Federal Agencies Still Have Certain Criteria for Leaders
While we support the concept of informal leadership in federal agencies, it doesn’t mean that formal leadership can be ignored. Formal leaders are still important for a federal workplace because they are bound by different aspects, including customers, procedures, and rules. These aspects define the authority of formal leadership. Simply put, the federal organization’s rules and procedures define formal leadership’s scope, limitations, and behavior.
Organizational procedures are fixed and not flexible and exist above the formal leader. A formal leader must follow organizational procedures. The rules and procedures of the federal organization determine what actions a formal leader can take and what they can do to those who violate the agency’s policies.
In a nutshell, a federal institution cannot function adequately without a formal leader. When there are no established procedures and rules, an executive leader cannot decide the right action that must be taken depending on the circumstances. Therefore, formal leadership is just as crucial as informal leadership.

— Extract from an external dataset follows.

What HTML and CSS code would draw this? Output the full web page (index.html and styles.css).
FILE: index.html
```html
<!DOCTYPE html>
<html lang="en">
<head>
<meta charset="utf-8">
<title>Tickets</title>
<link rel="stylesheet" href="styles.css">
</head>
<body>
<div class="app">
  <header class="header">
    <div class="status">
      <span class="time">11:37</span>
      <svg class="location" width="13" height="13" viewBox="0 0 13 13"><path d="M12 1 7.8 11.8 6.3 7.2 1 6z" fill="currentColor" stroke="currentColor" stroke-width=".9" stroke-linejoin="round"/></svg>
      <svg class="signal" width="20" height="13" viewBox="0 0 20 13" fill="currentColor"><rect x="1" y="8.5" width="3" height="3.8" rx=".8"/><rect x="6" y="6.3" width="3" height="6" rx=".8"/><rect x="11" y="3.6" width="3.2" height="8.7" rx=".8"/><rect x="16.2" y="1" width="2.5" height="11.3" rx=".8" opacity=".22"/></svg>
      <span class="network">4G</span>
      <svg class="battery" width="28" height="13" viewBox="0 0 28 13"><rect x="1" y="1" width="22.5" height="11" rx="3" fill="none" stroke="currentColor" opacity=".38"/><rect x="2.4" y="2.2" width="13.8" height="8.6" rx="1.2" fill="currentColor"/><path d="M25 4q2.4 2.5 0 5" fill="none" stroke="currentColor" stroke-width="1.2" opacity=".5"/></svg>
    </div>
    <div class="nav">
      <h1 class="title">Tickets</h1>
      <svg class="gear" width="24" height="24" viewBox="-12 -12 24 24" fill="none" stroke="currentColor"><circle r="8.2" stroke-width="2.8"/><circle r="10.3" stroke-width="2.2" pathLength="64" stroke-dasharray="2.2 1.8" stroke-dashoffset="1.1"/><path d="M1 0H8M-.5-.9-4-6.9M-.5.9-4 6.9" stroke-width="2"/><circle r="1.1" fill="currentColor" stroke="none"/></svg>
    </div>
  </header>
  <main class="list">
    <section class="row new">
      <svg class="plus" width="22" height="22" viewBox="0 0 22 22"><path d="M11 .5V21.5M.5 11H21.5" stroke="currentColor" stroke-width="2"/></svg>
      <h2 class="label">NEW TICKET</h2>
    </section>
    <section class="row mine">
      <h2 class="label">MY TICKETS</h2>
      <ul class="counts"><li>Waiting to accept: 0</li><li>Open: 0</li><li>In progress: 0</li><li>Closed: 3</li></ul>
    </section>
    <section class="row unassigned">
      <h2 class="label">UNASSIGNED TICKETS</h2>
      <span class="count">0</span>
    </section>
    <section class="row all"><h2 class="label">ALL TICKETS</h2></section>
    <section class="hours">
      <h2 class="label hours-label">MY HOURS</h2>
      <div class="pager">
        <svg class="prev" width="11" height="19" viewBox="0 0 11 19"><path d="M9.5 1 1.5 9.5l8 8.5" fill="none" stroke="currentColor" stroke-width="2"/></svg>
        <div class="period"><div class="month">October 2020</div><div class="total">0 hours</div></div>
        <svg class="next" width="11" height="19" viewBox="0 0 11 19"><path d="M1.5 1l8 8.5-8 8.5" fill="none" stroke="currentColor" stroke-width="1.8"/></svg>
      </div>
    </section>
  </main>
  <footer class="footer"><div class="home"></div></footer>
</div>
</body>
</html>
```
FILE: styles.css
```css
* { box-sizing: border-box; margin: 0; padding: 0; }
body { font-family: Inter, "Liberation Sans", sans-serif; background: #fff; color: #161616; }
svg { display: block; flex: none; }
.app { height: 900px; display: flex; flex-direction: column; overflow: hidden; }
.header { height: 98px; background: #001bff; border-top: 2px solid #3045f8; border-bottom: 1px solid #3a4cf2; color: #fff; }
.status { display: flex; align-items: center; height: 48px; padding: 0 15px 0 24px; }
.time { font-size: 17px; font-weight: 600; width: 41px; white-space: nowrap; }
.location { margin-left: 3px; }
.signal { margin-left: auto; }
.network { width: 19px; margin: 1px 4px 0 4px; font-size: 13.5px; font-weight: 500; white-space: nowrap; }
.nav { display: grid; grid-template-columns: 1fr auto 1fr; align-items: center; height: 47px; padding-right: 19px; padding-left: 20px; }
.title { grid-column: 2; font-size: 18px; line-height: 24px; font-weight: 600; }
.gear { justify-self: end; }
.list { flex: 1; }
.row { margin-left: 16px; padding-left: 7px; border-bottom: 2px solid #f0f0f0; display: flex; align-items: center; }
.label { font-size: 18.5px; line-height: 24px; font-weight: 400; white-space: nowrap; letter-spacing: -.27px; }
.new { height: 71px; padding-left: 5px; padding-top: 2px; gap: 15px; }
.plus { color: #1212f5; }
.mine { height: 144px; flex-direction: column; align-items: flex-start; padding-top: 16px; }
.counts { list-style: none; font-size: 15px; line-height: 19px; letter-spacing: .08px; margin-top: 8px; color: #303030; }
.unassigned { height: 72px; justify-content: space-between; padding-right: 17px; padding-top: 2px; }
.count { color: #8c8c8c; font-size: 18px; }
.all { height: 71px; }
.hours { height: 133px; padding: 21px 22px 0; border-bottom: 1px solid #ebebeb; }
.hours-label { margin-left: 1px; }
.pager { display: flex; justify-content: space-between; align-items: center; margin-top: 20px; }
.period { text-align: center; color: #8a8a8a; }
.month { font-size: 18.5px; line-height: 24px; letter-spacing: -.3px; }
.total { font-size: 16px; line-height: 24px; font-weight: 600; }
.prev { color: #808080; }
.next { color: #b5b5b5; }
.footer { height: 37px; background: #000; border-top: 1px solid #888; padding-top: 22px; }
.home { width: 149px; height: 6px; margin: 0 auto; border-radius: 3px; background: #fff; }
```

Formal leadership establishes a clear hierarchy of authority, which helps to avoid confusion and ensure that everyone in the organization knows who is in charge. This clarity is especially important in large federal organizations with multiple levels of management. These leaders also have the authority to make essential decisions that influence the whole institution. This help ensures that the decisions are made efficiently and effectively, focusing on the organization’s goals.

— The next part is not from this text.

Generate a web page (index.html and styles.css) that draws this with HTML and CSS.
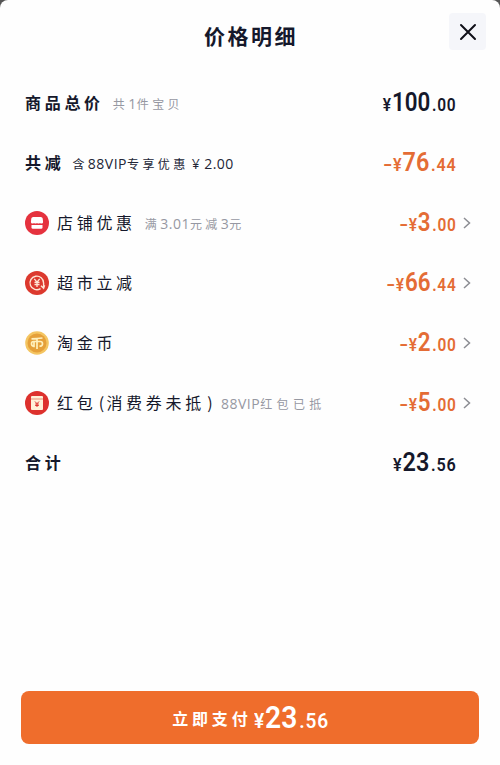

Formal and informal leaders must work in tandem to promote the effectiveness of federal institutions. Formal leaders alone are not sufficient to promote creativity and innovation and foster collaboration and teamwork.
A federal institution must encourage informal leaders to step up and contribute towards the organization’s mission by assisting staff members, fostering creativity, and promoting teamwork.
These leaders can act as role models to lead by example and provide feedback to executive bodies to understand the perspectives of federal employees.